The international flows of people, here captured by the inward tourism penetration, along with the imports of goods, are additional, but weaker, vehicles of COVID-19 transmission. Such insight can be observed only focusing on the first wave of the pandemic. First because international transports have been severely stopped after the WHO declared the pandemic status. Secondly, because after international transport re-started, the infection and death dynamics evolved depending on local conditions and lockdown policies. This evidence is maybe the most valuable in terms of preventive policy and pandemic risk management and it would certainly deserve a deeper analysis. It confirms that travelling for tourism and business is a fundamental element of our wealth but is also a weakness for our societies. Indeed, the COVID-19 has spread and hit those countries with the higher volumes of imports and international tourism. Yet, such mobility continued to and from the region of Wuhan for about 2 months, after the first worldwide announcement of COVID-19 in January 2020.

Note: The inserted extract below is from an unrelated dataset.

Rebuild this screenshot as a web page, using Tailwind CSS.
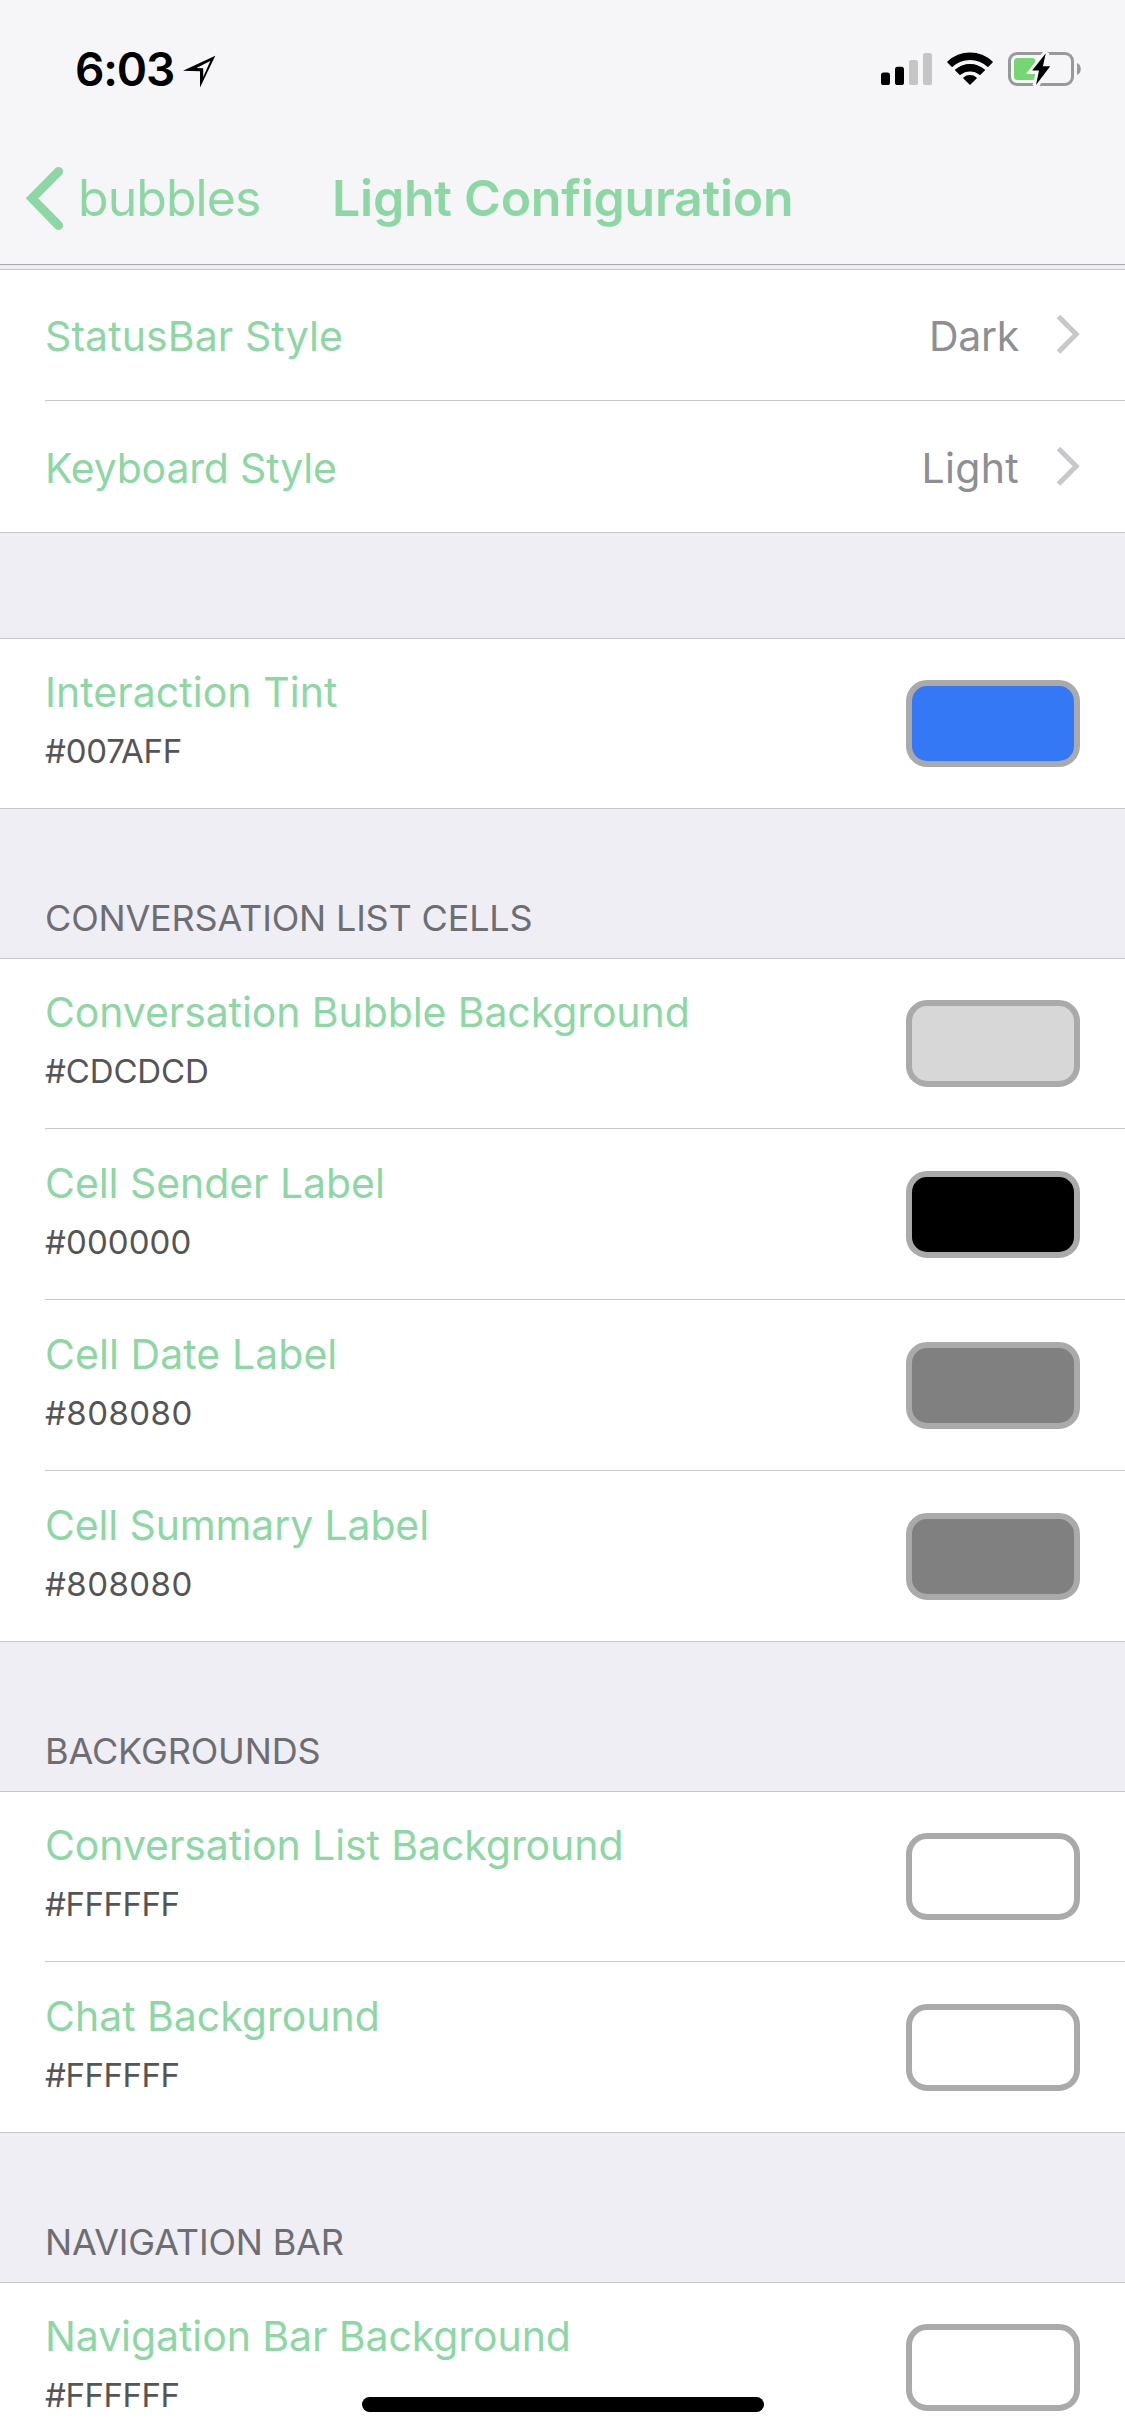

The availability of health infrastructures is a factor that has helped mitigating the mortality rate in the first wave of COVID-19 outbreak. This does not come as a surprise. However, it is interesting to note that we observe a negative impact (though not statistically significant) also on the contagion rates. If the number of beds available to the population proxies the general standard quality of the health system of a country, then it can be argued that here we have a pale evidence the “hygiene hypothesis” is not working as expected. Such a hypothesis would predict that, contrary to our findings, the contagion rates should increase with the standard quality of the health system of countries.

Our findings shed light on the relationship between wealth and COVID-19 diffusion and mortality in the first wave of the pandemic. This can be of interest for both the actual management of the pandemic, which is far from being over at the time of the writing of this paper, as well as provide suggestion for policymaker in the unfortunate yet possible case of future pandemics.